Hookworm infections cause anemia, malnutrition, malnourishment, lethargy, and death. In fact, the Southern stereotype of lazy, pale, gaunt, and impoverished people–personified in the book by the Slaters–is due, in large part, to the effects of mass hookworm infection.

The book takes place around 1900 and the few years after. The first public hookworm eradication campaigns started in 1910, and there was another big campaign going on in Florida at the time the book was published. So I suspect hookworms were on the informants’ and author’s minds when describing their old lifestyles, in a “we didn’t know!” kind of way.

The book also depicts two older boys (teenagers) getting in a fight with the school master and beating the tar out of him.
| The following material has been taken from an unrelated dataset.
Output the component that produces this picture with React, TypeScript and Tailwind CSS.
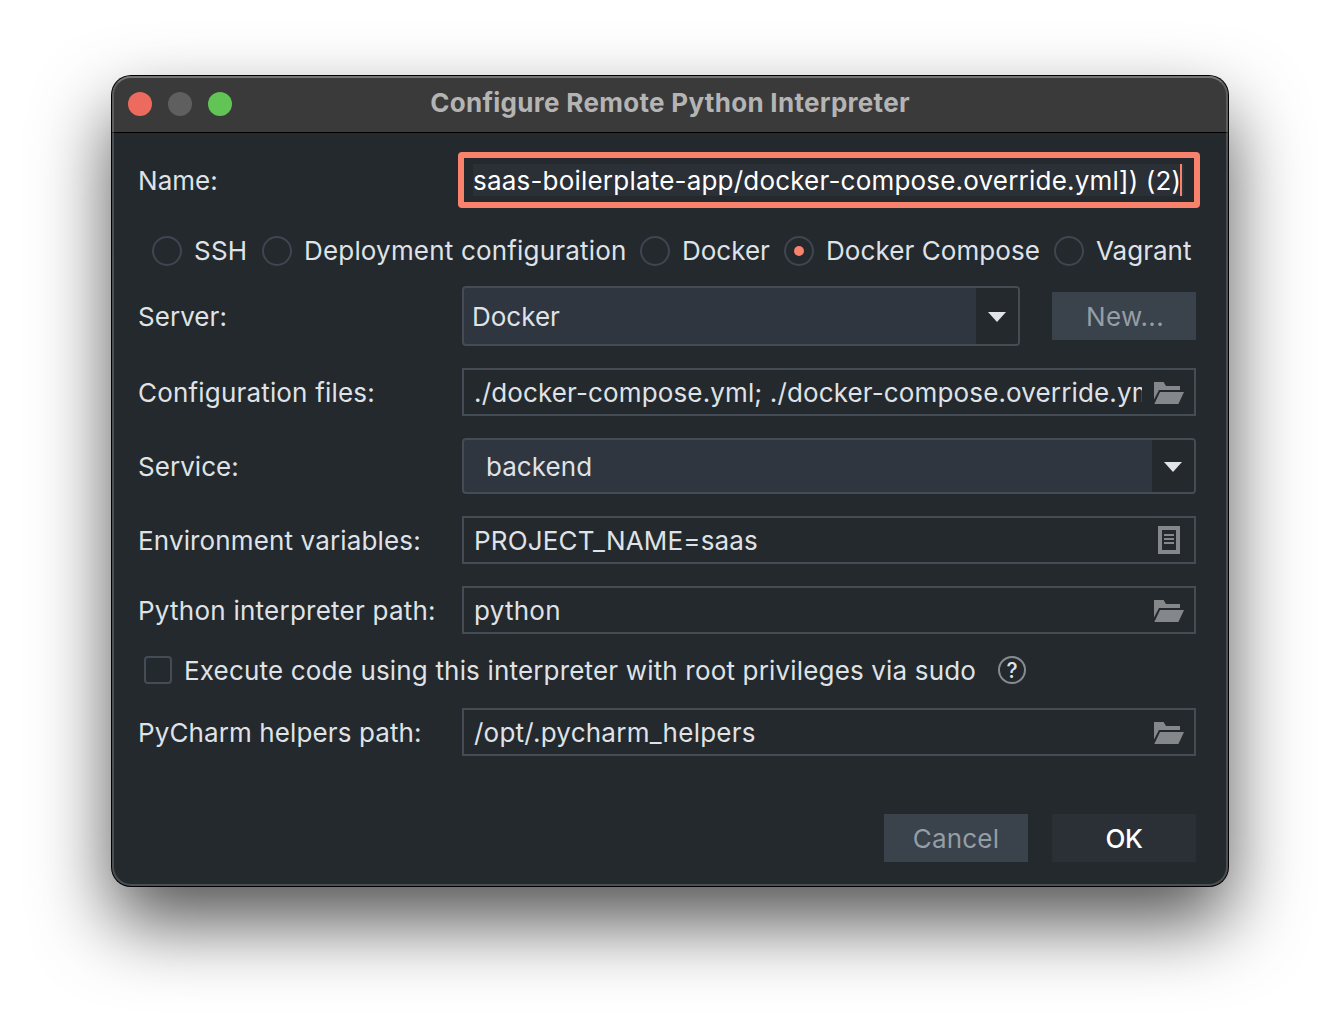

Interestingly, in the first chapter of Farmer Boy (in the Little House series,) Almanzo Wilder is worried about the older boys at his school beating the tar out of his teacher. (Farmer Boy is set in Upstate New York.) Was beating up the teacher some kind of regular thing?

As is typical for the time, there’s a Prohibition theme (technically, Prohibition never fully ended in parts of Appalachia,) with the grown ups clucking moralistically over the antagonist’s habit of spending all of his family’s money on alcohol and then going into alcohol-fueled rages.

Unfortunately, the ending is not very good–it basically feels like the author decided she was done writing and so the main antagonist spontaneously found Christ and decided to stop being lazy and mean, but this is an overlookable flaw in an otherwise good book.